Squanto was a member of the Pawtuxet tribe, had been kidnapped by an English sea captain and sold into slavery before escaping to London and returning to his homeland on an exploratory expedition. Squanto taught the Pilgrims, weakened by malnutrition and illness, how to cultivate corn, extract sap from maple trees, catch fish in the rivers and avoid poisonous plants. He also helped the settlers forge an alliance with the Wampanoag, a local tribe. The alliance would endure for more than 50 years, and tragically remains one of the sole examples of harmony between European colonists and Native Americans.
First Thanksgiving
In November 1621, after the first successful corn harvest, Governor William Bradford organized a celebratory feast.

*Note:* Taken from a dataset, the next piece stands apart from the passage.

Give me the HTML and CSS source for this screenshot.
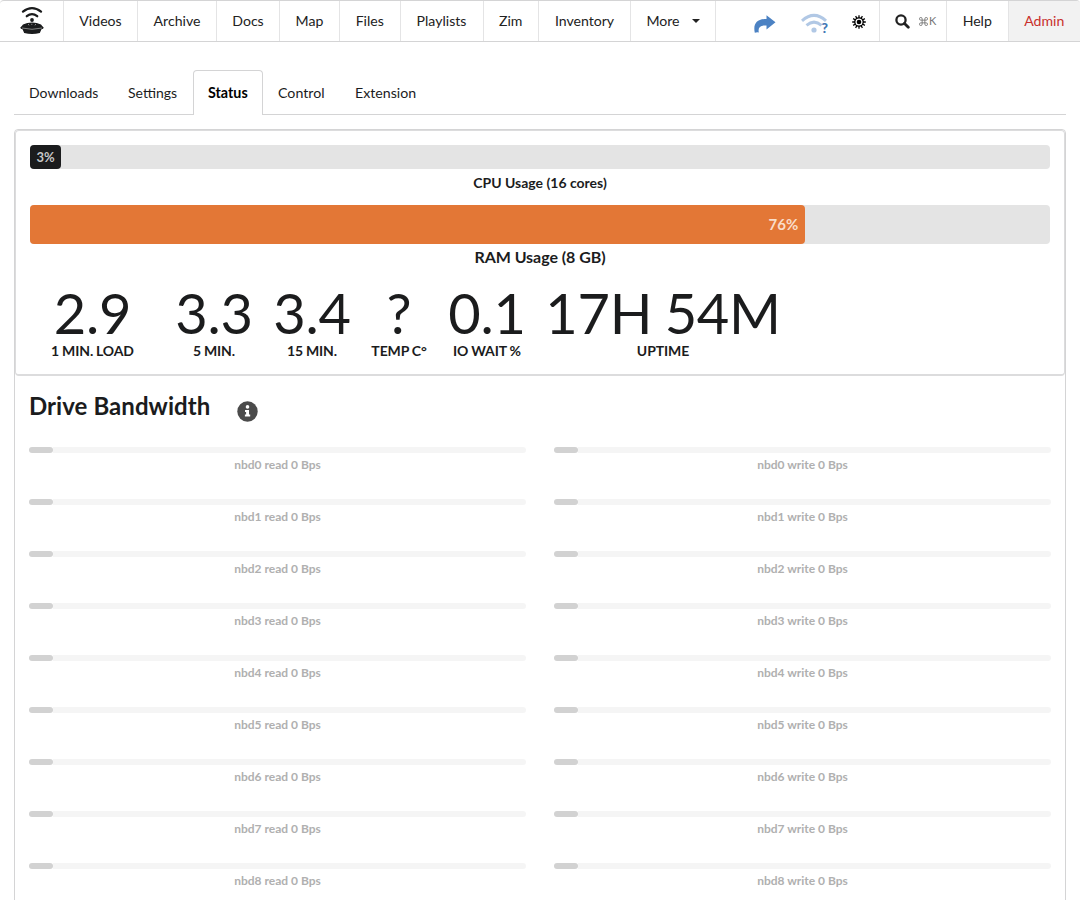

He invited a group of the fledgling colony’s Native American allies, including the Wampanoag chief Massasoit. Now remembered as American’s “first Thanksgiving”—although the Pilgrims themselves may not have used the term at the time—the festival lasted for three days. While no record exists of the historic banquet’s menu, the Pilgrim chronicler Edward Winslow wrote in his journal that Governor Bradford sent four men on a “fowling” mission in preparation for the event and that the Wampanoag guests arrived bearing five deer. Historians suggest that many of the dishes likely used traditional Native American spices and cooking methods. Because the Pilgrims had no oven and the Mayflower’s sugar supply had dwindled by the fall of 1621, the meal did not feature pies, cakes or other desserts, which have become a hallmark of contemporary celebrations.